Eventually, someone from TAFEP called Laura and advised her that she should wait until she received her severance payout (about 2 months after being let go) before they investigated the case as they wouldn’t be able to guarantee that the company would not hold back the payout.
Laura said, “[Please] note if I don’t sign the letter from [the company] I cannot receive my payout. So what can I do?”
“MOM and TAFEP cannot guarantee my payout and company cannot give me my payout if I don’t sign on a letter that discharges them of all liabilities,” she elaborated, describing this as “corporate bullying”.
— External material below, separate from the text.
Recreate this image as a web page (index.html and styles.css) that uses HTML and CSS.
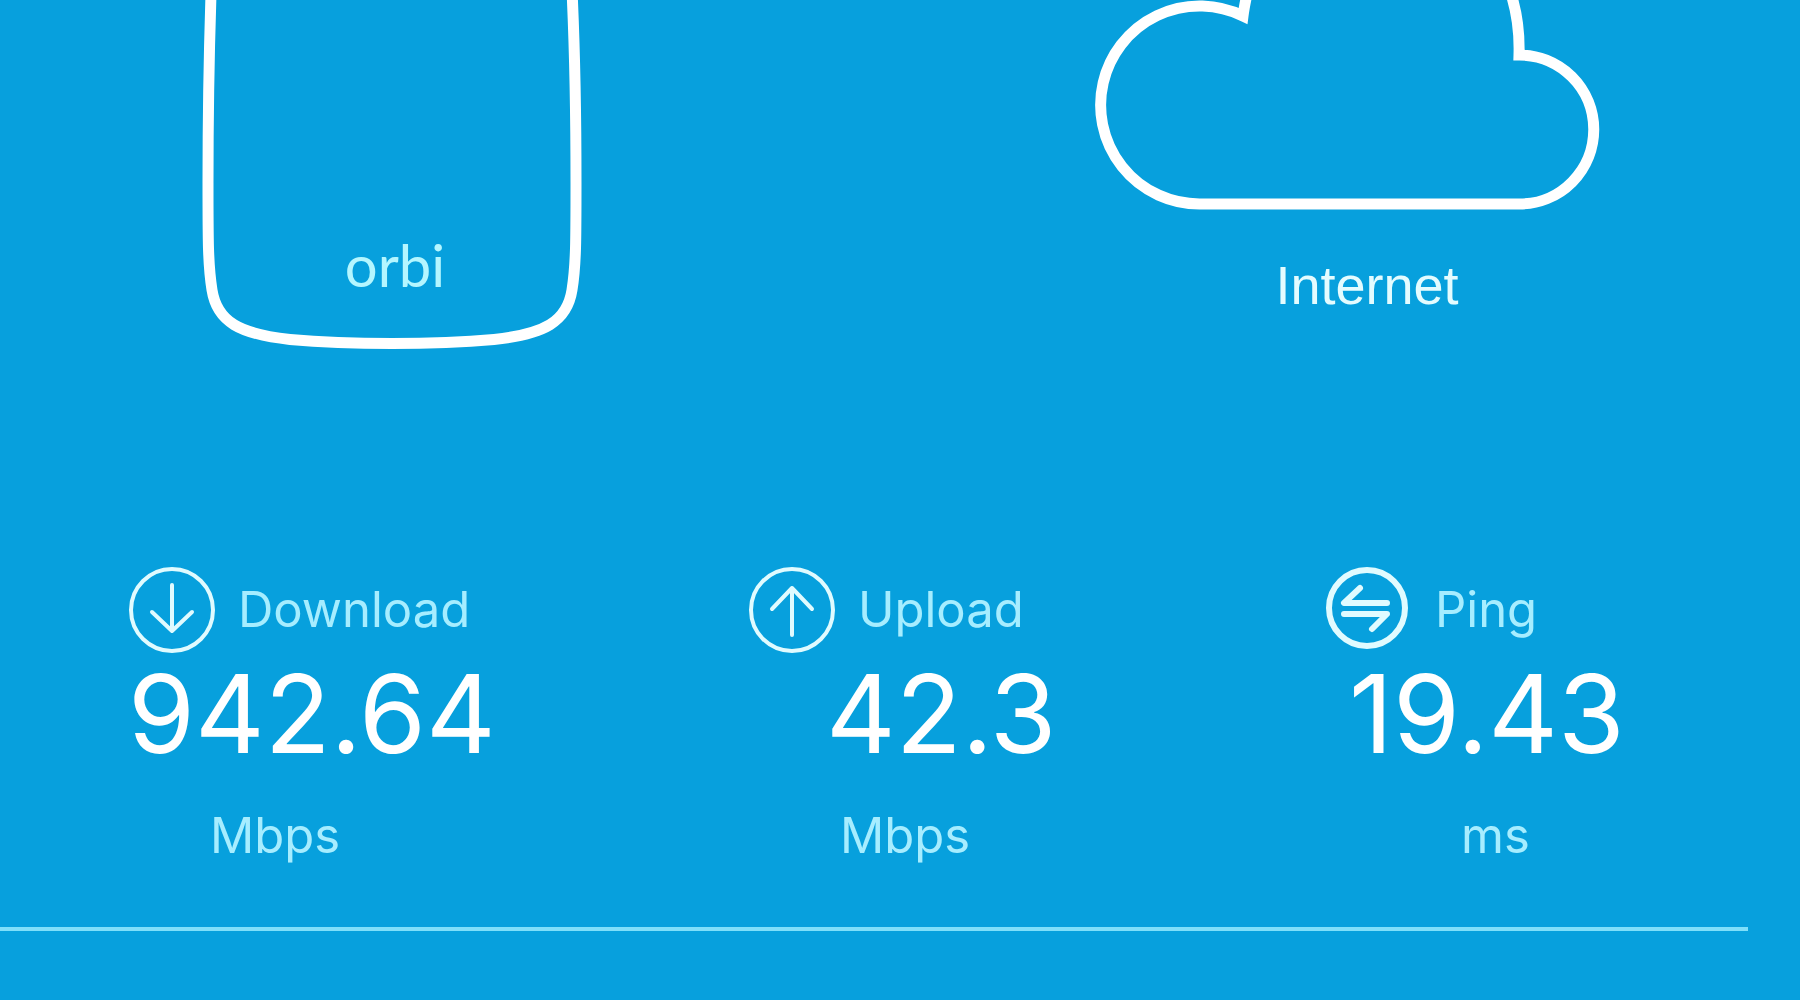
FILE: index.html
```html
<!DOCTYPE html>
<html lang="en">
<head>
<meta charset="utf-8">
<meta name="viewport" content="width=device-width, initial-scale=1">
<title>Internet speed</title>
<link rel="stylesheet" href="styles.css">
</head>
<body>
<main class="speed">
  <section class="devices">
    <figure class="device">
      <svg class="drawing" width="388" height="350" viewBox="198 0 388 350" role="img" aria-label="Orbi router">
        <path d="M211.500 -20C209 50 208 110 208 183C208 240 208 265 212 290C217 322 240 334 290 339.500Q335 343.500 392 343.500Q449 343.500 494 339.500C544 334 567 322 572 290C576 265 576 240 576 183C576 110 575 50 571.500 -20"/>
        <text class="brand" x="395" y="287" text-anchor="middle">orbi</text>
      </svg>
    </figure>
    <figure class="device">
      <svg class="drawing" width="546" height="220" viewBox="1094 0 546 220" aria-hidden="true">
        <path d="M1199.500 204A99 99 0 1 1 1243 16Q1244 8 1247 -6H1511Q1520 22 1519 55A74.500 74.500 0 0 1 1519.500 204Z"/>
      </svg>
      <figcaption class="caption">Internet</figcaption>
    </figure>
  </section>

  <section class="stats">
    <article class="stat download">
      <h2 class="label">
        <svg class="icon" width="88" height="88" viewBox="0 0 88 88" aria-hidden="true">
          <circle cx="44" cy="44" r="41"/><path d="M44 19V65M24 46L44 65L64 46"/>
        </svg>
        Download
      </h2>
      <p class="value">942.64</p>
      <p class="unit">Mbps</p>
    </article>
    <article class="stat upload">
      <h2 class="label">
        <svg class="icon" width="88" height="88" viewBox="0 0 88 88" aria-hidden="true">
          <circle cx="44" cy="44" r="41"/><path d="M44 69V22M24 43L44 22L64 43"/>
        </svg>
        Upload
      </h2>
      <p class="value">42.3</p>
      <p class="unit">Mbps</p>
    </article>
    <article class="stat ping">
      <h2 class="label">
        <svg class="icon bold" width="88" height="88" viewBox="0 0 88 88" aria-hidden="true">
          <circle cx="42" cy="42" r="38"/><path d="M35 22L19 37H62M19 48H62L47 63"/>
        </svg>
        Ping
      </h2>
      <p class="value">19.43</p>
      <p class="unit">ms</p>
    </article>
  </section>
  <hr class="divider">
</main>
</body>
</html>
```
FILE: styles.css
```css
* {
  box-sizing: border-box;
}

body {
  margin: 0;
  min-height: 100vh;
  background: #07a0dd;
  color: #fff;
  font-family: Inter, "Liberation Sans", sans-serif;
}

.devices {
  display: grid;
  grid-template-columns: 784fr 866fr;
  column-gap: 150px;
}

.device {
  display: flex;
  flex-direction: column;
  align-items: center;
  margin: 0;
}

.drawing {
  display: block;
  max-width: 100%;
  fill: none;
  stroke: #fff;
  stroke-width: 11;
}

.brand {
  fill: #b4f6ff;
  stroke: none;
  font-family: Lato, sans-serif;
  font-size: 58px;
  font-weight: 400;
}

.caption {
  padding-top: 33px;
  color: #e4fcff;
  font-family: "Liberation Sans", sans-serif;
  font-size: 54px;
  line-height: 64px;
}

.stats {
  display: grid;
  grid-template-columns: 620fr 577fr 475fr;
  padding: 216px 0 0 128px;
}

.label {
  display: flex;
  align-items: center;
  gap: 22px;
  margin: 0;
  color: #a6edff;
  font-size: 49px;
  font-weight: 400;
  line-height: 88px;
}

.icon {
  flex: none;
  fill: none;
  stroke: #e0fbff;
  stroke-width: 4;
  stroke-linecap: round;
  stroke-linejoin: round;
}

.icon.bold {
  stroke-width: 6;
}

.value {
  margin: 0;
  font-size: 108px;
  line-height: 120px;
}

.unit {
  margin: 0;
  padding-top: 30px;
  color: #a6edff;
  font-size: 49px;
  font-weight: 400;
  line-height: 64px;
}

.download .unit {
  padding-left: 82px;
}

.upload .value {
  padding-left: 78px;
}

.upload .unit {
  padding-left: 92px;
}

.ping .value {
  padding-left: 24px;
}

.ping .unit {
  padding-left: 136px;
}

.divider {
  height: 4px;
  margin: 59px 52px 0 0;
  border: 0;
  background: #7fdffa;
}
```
MOM should check before issuing EPs
Laura also told Mr Goh that she feels MOM should not be issuing employment passes (EPs) without first checking if a local would be replaced, whether it is an intra-company transfer or otherwise as “companies are making use of this loophole to displace locals.”
When asked what the government could do to ensure that the company do not easily displace local PMETs, Laura suggested imposing a mandatory FT to local ratio. She also suggested to do more than just placing companies on a watchlist.
She said, “I am sure this company is already on [a] watchlist but so? MOM continues to approve EPs. I do not know what MOM is watching.”
Laura also noted, “My boss is an FT and my key stakeholder is also an FT. So all FTs in my companies. Does it make sense for them to replace me with another FT? Of course.”
On the issue of what’s next for her, Laura said that she has no other choice but to keep looking.
“I know [the] government is going to ask me to re-skill but re-skill was never an issue in my case, so [please] stop giving one size fits all answer,” she lamented.
Laura added, “To-date, I blame MOM for approving that EP which caused me to lose my job.”
Laura had also highlighted that so far, none of the three ministers she emailed has responded to her.
TOC has reached out to Laura’s company to confirm the story.
We have also reached out to TAFEP but have yet to receive a response.